> _DATA TO PROCESS_:
>>>>>

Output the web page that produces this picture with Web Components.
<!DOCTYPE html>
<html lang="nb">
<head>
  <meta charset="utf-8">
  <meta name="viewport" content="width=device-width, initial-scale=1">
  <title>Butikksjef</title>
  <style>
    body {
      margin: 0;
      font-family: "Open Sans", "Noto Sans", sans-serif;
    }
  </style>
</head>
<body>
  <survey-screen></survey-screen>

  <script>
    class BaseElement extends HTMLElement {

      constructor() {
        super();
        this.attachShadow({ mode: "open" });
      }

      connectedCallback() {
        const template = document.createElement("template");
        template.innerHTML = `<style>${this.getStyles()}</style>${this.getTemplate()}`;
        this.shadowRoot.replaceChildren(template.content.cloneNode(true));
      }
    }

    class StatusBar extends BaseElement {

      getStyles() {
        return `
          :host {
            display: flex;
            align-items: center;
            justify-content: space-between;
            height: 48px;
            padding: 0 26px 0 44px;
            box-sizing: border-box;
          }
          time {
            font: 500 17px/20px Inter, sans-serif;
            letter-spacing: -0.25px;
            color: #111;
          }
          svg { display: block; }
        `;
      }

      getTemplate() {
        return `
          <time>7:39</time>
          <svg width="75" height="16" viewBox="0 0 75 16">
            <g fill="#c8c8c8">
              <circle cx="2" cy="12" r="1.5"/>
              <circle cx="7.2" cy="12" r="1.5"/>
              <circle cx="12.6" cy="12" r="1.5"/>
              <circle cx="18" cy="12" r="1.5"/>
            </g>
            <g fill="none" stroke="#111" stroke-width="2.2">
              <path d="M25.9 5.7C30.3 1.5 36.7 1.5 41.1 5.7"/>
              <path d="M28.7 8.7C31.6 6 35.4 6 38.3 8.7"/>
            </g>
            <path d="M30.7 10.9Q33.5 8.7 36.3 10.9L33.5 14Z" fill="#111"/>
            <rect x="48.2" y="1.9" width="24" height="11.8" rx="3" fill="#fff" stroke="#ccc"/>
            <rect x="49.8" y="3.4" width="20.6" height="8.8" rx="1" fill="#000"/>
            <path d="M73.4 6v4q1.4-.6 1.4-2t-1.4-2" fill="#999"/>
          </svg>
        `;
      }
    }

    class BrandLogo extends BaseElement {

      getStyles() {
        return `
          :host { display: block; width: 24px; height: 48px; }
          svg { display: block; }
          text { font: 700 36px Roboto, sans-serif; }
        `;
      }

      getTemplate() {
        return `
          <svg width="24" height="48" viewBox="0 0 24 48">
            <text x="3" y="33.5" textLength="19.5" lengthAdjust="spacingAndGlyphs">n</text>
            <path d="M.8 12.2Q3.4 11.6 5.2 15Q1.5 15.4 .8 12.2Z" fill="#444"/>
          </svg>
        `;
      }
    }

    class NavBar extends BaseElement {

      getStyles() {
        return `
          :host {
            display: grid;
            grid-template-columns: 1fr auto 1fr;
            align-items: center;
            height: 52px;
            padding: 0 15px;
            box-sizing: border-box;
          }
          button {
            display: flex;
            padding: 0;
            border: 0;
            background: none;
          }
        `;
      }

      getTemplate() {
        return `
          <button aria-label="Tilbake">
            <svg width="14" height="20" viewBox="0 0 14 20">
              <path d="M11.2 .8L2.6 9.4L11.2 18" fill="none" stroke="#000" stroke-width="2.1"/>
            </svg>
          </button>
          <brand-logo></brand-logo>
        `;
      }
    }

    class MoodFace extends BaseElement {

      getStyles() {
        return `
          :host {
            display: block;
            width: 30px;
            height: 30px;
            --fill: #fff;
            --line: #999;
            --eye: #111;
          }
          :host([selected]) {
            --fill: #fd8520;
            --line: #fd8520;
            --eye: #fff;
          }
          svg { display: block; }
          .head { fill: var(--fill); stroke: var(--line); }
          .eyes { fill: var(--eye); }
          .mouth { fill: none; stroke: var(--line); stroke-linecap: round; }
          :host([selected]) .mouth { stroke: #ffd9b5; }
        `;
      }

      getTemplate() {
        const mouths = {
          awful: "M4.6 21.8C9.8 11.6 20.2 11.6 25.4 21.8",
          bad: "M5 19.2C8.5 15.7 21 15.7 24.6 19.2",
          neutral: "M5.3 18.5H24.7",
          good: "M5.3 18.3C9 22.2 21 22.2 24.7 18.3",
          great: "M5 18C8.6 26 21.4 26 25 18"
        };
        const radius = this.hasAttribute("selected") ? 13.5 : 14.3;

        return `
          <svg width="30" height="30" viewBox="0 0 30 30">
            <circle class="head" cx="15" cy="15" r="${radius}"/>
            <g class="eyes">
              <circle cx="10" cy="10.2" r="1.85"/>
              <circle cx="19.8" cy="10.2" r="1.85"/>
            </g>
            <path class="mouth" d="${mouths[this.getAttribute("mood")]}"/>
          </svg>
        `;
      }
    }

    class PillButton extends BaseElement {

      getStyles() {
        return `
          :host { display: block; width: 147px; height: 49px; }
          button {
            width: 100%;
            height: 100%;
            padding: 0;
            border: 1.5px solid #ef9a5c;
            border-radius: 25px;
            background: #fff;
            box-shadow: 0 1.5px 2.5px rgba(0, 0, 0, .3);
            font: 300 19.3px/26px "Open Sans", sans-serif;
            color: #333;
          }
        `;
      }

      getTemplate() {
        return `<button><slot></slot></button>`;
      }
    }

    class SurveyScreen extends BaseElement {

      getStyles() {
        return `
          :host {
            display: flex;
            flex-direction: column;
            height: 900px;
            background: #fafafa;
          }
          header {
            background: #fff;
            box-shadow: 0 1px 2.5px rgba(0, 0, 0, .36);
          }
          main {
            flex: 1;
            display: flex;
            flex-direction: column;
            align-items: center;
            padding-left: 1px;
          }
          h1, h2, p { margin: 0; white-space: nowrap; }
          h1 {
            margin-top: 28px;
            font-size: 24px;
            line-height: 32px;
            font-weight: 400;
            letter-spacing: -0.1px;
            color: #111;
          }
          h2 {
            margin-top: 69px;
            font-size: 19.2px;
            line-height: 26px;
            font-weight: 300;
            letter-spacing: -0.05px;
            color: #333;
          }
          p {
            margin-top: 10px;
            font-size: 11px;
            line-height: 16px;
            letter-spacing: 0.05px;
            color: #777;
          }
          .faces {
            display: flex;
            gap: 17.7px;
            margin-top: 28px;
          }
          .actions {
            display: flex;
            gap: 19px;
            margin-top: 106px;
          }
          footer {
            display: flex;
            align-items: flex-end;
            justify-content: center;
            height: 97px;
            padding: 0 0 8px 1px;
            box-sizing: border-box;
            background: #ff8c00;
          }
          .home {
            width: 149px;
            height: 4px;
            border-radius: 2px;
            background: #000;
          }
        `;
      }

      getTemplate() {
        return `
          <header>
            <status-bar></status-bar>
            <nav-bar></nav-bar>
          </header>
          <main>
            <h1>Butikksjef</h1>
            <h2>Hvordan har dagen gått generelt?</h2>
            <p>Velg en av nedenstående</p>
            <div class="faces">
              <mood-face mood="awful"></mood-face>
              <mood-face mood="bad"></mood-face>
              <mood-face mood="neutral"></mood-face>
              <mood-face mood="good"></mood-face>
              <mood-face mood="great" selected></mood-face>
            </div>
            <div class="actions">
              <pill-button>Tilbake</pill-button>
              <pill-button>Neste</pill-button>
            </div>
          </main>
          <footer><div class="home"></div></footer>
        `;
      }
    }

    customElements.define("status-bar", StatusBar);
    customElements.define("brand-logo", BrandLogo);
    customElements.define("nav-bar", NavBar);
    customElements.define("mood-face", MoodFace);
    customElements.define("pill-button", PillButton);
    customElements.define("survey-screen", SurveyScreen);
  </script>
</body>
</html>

<<<<<
>>>>>

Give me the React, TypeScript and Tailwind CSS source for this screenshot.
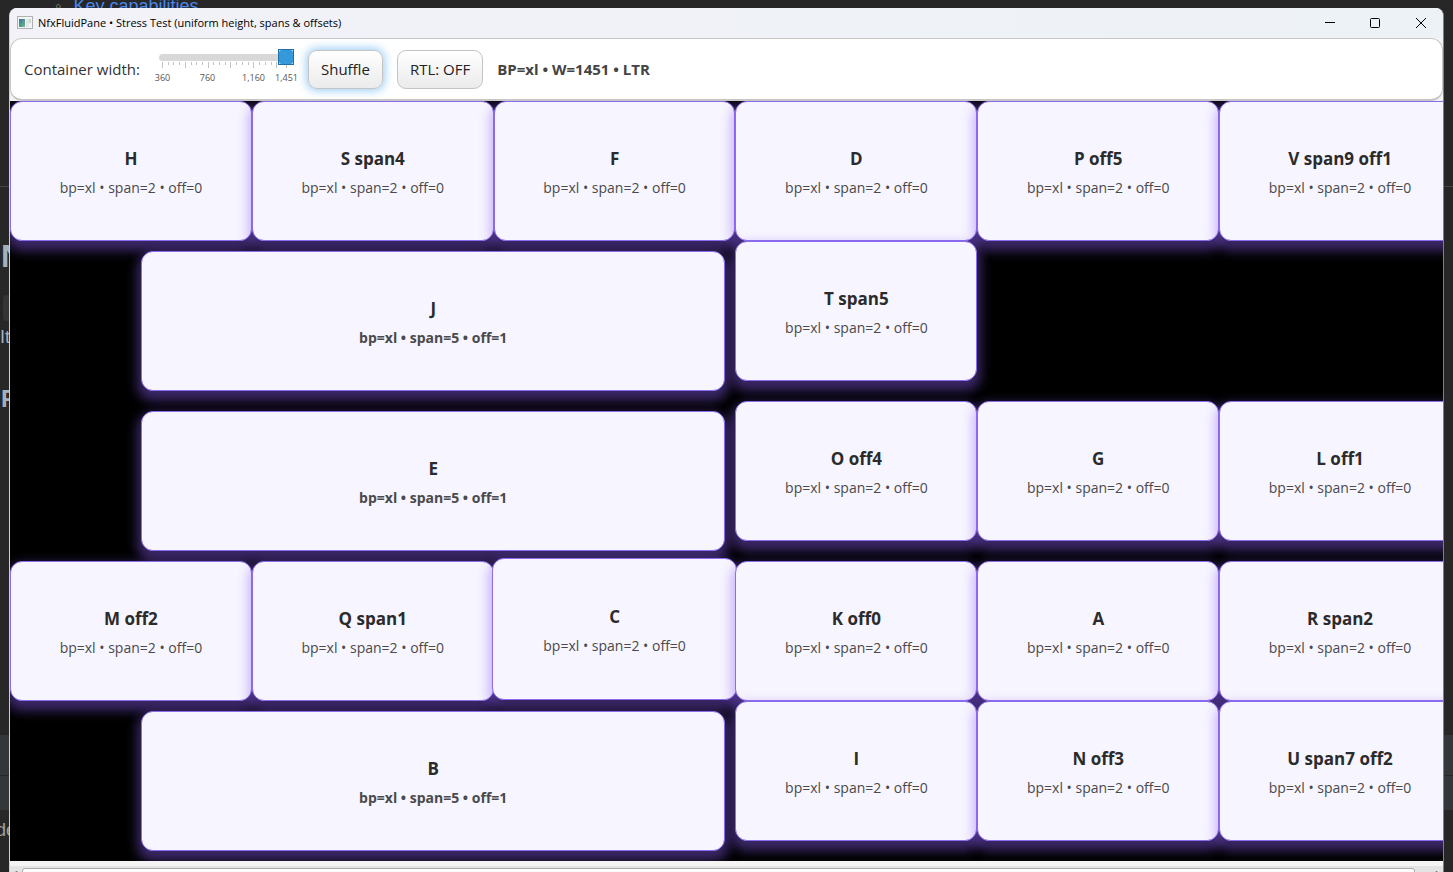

<<<<<

> _EXERCISE DESCRIPTION_: Repeat, word for word, only the lines from the line holding "Output the web" through the line holding "class StatusBar extends", with both of those lines included.

> _THE SOLUTION_:
Output the web page that produces this picture with Web Components.
<!DOCTYPE html>
<html lang="nb">
<head>
  <meta charset="utf-8">
  <meta name="viewport" content="width=device-width, initial-scale=1">
  <title>Butikksjef</title>
  <style>
    body {
      margin: 0;
      font-family: "Open Sans", "Noto Sans", sans-serif;
    }
  </style>
</head>
<body>
  <survey-screen></survey-screen>

  <script>
    class BaseElement extends HTMLElement {

      constructor() {
        super();
        this.attachShadow({ mode: "open" });
      }

      connectedCallback() {
        const template = document.createElement("template");
        template.innerHTML = `<style>${this.getStyles()}</style>${this.getTemplate()}`;
        this.shadowRoot.replaceChildren(template.content.cloneNode(true));
      }
    }

    class StatusBar extends BaseElement {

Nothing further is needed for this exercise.